Exercise.
Quote the listing below in its entirety, omitting every image.

Supplied data.
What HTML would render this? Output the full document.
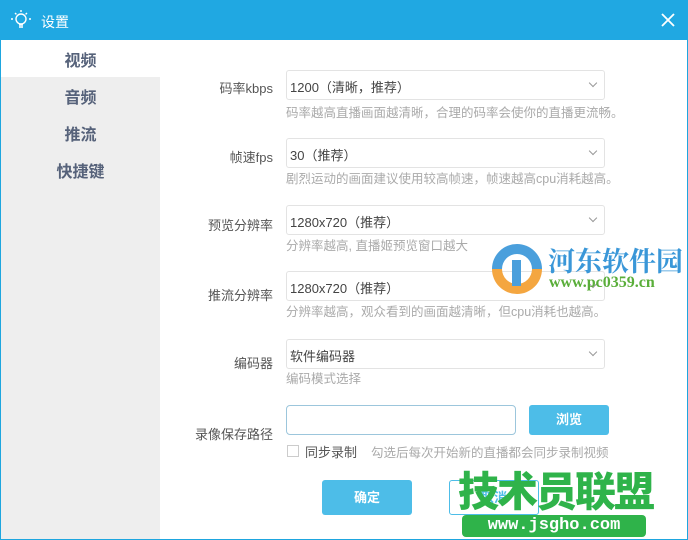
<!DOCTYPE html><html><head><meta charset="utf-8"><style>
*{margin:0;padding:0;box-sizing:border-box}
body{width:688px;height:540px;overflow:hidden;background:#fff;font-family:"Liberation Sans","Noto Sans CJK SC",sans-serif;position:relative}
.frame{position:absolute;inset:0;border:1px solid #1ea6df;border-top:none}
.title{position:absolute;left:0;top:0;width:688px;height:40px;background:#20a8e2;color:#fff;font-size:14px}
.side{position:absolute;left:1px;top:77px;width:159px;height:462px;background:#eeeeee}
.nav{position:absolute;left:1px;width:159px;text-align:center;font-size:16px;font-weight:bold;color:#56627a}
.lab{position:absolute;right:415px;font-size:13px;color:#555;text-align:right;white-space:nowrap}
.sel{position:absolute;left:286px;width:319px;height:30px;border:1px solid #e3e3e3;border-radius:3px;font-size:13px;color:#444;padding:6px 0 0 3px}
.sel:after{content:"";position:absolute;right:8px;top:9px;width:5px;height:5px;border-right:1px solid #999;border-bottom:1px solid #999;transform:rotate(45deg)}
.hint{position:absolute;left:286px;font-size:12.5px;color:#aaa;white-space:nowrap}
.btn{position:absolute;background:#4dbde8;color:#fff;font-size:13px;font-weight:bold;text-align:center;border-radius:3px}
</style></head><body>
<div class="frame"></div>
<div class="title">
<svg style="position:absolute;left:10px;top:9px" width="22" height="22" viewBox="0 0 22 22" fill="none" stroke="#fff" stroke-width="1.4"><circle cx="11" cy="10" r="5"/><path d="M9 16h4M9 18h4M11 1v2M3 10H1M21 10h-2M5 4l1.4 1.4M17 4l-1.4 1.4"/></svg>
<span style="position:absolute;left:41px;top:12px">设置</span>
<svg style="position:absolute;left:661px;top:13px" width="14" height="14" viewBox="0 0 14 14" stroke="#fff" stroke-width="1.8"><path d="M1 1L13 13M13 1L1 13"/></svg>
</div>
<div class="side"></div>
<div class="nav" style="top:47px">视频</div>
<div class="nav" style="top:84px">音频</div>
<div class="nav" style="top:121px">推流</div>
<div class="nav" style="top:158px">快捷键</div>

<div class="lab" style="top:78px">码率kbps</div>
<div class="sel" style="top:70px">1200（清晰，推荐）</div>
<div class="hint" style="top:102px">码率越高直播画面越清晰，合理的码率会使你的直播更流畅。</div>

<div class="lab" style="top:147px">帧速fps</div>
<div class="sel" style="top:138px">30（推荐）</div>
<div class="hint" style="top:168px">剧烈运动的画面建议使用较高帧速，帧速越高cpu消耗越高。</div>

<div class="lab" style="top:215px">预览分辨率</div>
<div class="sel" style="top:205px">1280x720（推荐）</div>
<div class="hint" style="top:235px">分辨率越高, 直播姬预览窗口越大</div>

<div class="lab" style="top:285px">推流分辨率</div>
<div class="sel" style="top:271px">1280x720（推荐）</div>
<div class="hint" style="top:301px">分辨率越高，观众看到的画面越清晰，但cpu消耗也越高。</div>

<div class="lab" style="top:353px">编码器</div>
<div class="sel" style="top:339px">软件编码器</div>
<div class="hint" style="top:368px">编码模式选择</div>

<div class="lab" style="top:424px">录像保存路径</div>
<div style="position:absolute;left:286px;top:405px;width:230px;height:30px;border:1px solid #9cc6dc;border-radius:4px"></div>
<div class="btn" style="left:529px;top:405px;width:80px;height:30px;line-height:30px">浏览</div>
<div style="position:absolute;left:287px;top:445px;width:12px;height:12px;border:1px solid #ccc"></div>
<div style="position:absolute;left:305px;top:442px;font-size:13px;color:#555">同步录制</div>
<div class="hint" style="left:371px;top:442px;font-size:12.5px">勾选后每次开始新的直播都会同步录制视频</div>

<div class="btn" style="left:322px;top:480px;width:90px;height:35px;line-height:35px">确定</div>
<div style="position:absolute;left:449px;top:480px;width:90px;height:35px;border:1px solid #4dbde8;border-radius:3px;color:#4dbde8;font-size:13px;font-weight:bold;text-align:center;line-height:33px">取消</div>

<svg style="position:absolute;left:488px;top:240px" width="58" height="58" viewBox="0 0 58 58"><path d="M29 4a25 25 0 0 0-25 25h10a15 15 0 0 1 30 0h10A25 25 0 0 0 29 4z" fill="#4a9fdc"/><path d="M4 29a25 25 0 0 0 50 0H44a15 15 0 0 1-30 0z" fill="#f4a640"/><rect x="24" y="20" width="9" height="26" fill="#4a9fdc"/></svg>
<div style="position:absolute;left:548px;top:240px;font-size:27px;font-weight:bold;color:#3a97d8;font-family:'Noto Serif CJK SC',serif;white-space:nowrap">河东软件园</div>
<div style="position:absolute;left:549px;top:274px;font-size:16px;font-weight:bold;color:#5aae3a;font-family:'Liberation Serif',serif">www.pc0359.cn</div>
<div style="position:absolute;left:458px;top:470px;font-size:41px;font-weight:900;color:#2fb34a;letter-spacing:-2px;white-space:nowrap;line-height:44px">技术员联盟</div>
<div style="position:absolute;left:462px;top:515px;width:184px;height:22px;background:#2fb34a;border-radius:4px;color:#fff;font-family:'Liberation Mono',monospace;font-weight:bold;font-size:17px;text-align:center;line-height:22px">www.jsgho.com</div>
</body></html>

Result for this task.
What HTML would render this? Output the full document.
<!DOCTYPE html><html><head><meta charset="utf-8"><style>
*{margin:0;padding:0;box-sizing:border-box}
body{width:688px;height:540px;overflow:hidden;background:#fff;font-family:"Liberation Sans","Noto Sans CJK SC",sans-serif;position:relative}
.frame{position:absolute;inset:0;border:1px solid #1ea6df;border-top:none}
.title{position:absolute;left:0;top:0;width:688px;height:40px;background:#20a8e2;color:#fff;font-size:14px}
.side{position:absolute;left:1px;top:77px;width:159px;height:462px;background:#eeeeee}
.nav{position:absolute;left:1px;width:159px;text-align:center;font-size:16px;font-weight:bold;color:#56627a}
.lab{position:absolute;right:415px;font-size:13px;color:#555;text-align:right;white-space:nowrap}
.sel{position:absolute;left:286px;width:319px;height:30px;border:1px solid #e3e3e3;border-radius:3px;font-size:13px;color:#444;padding:6px 0 0 3px}
.sel:after{content:"";position:absolute;right:8px;top:9px;width:5px;height:5px;border-right:1px solid #999;border-bottom:1px solid #999;transform:rotate(45deg)}
.hint{position:absolute;left:286px;font-size:12.5px;color:#aaa;white-space:nowrap}
.btn{position:absolute;background:#4dbde8;color:#fff;font-size:13px;font-weight:bold;text-align:center;border-radius:3px}
</style></head><body>
<div class="frame"></div>
<div class="title">
<svg style="position:absolute;left:10px;top:9px" width="22" height="22" viewBox="0 0 22 22" fill="none" stroke="#fff" stroke-width="1.4"><circle cx="11" cy="10" r="5"/><path d="M9 16h4M9 18h4M11 1v2M3 10H1M21 10h-2M5 4l1.4 1.4M17 4l-1.4 1.4"/></svg>
<span style="position:absolute;left:41px;top:12px">设置</span>
<svg style="position:absolute;left:661px;top:13px" width="14" height="14" viewBox="0 0 14 14" stroke="#fff" stroke-width="1.8"><path d="M1 1L13 13M13 1L1 13"/></svg>
</div>
<div class="side"></div>
<div class="nav" style="top:47px">视频</div>
<div class="nav" style="top:84px">音频</div>
<div class="nav" style="top:121px">推流</div>
<div class="nav" style="top:158px">快捷键</div>

<div class="lab" style="top:78px">码率kbps</div>
<div class="sel" style="top:70px">1200（清晰，推荐）</div>
<div class="hint" style="top:102px">码率越高直播画面越清晰，合理的码率会使你的直播更流畅。</div>

<div class="lab" style="top:147px">帧速fps</div>
<div class="sel" style="top:138px">30（推荐）</div>
<div class="hint" style="top:168px">剧烈运动的画面建议使用较高帧速，帧速越高cpu消耗越高。</div>

<div class="lab" style="top:215px">预览分辨率</div>
<div class="sel" style="top:205px">1280x720（推荐）</div>
<div class="hint" style="top:235px">分辨率越高, 直播姬预览窗口越大</div>

<div class="lab" style="top:285px">推流分辨率</div>
<div class="sel" style="top:271px">1280x720（推荐）</div>
<div class="hint" style="top:301px">分辨率越高，观众看到的画面越清晰，但cpu消耗也越高。</div>

<div class="lab" style="top:353px">编码器</div>
<div class="sel" style="top:339px">软件编码器</div>
<div class="hint" style="top:368px">编码模式选择</div>

<div class="lab" style="top:424px">录像保存路径</div>
<div style="position:absolute;left:286px;top:405px;width:230px;height:30px;border:1px solid #9cc6dc;border-radius:4px"></div>
<div class="btn" style="left:529px;top:405px;width:80px;height:30px;line-height:30px">浏览</div>
<div style="position:absolute;left:287px;top:445px;width:12px;height:12px;border:1px solid #ccc"></div>
<div style="position:absolute;left:305px;top:442px;font-size:13px;color:#555">同步录制</div>
<div class="hint" style="left:371px;top:442px;font-size:12.5px">勾选后每次开始新的直播都会同步录制视频</div>

<div class="btn" style="left:322px;top:480px;width:90px;height:35px;line-height:35px">确定</div>
<div style="position:absolute;left:449px;top:480px;width:90px;height:35px;border:1px solid #4dbde8;border-radius:3px;color:#4dbde8;font-size:13px;font-weight:bold;text-align:center;line-height:33px">取消</div>

<svg style="position:absolute;left:488px;top:240px" width="58" height="58" viewBox="0 0 58 58"><path d="M29 4a25 25 0 0 0-25 25h10a15 15 0 0 1 30 0h10A25 25 0 0 0 29 4z" fill="#4a9fdc"/><path d="M4 29a25 25 0 0 0 50 0H44a15 15 0 0 1-30 0z" fill="#f4a640"/><rect x="24" y="20" width="9" height="26" fill="#4a9fdc"/></svg>
<div style="position:absolute;left:548px;top:240px;font-size:27px;font-weight:bold;color:#3a97d8;font-family:'Noto Serif CJK SC',serif;white-space:nowrap">河东软件园</div>
<div style="position:absolute;left:549px;top:274px;font-size:16px;font-weight:bold;color:#5aae3a;font-family:'Liberation Serif',serif">www.pc0359.cn</div>
<div style="position:absolute;left:458px;top:470px;font-size:41px;font-weight:900;color:#2fb34a;letter-spacing:-2px;white-space:nowrap;line-height:44px">技术员联盟</div>
<div style="position:absolute;left:462px;top:515px;width:184px;height:22px;background:#2fb34a;border-radius:4px;color:#fff;font-family:'Liberation Mono',monospace;font-weight:bold;font-size:17px;text-align:center;line-height:22px">www.jsgho.com</div>
</body></html>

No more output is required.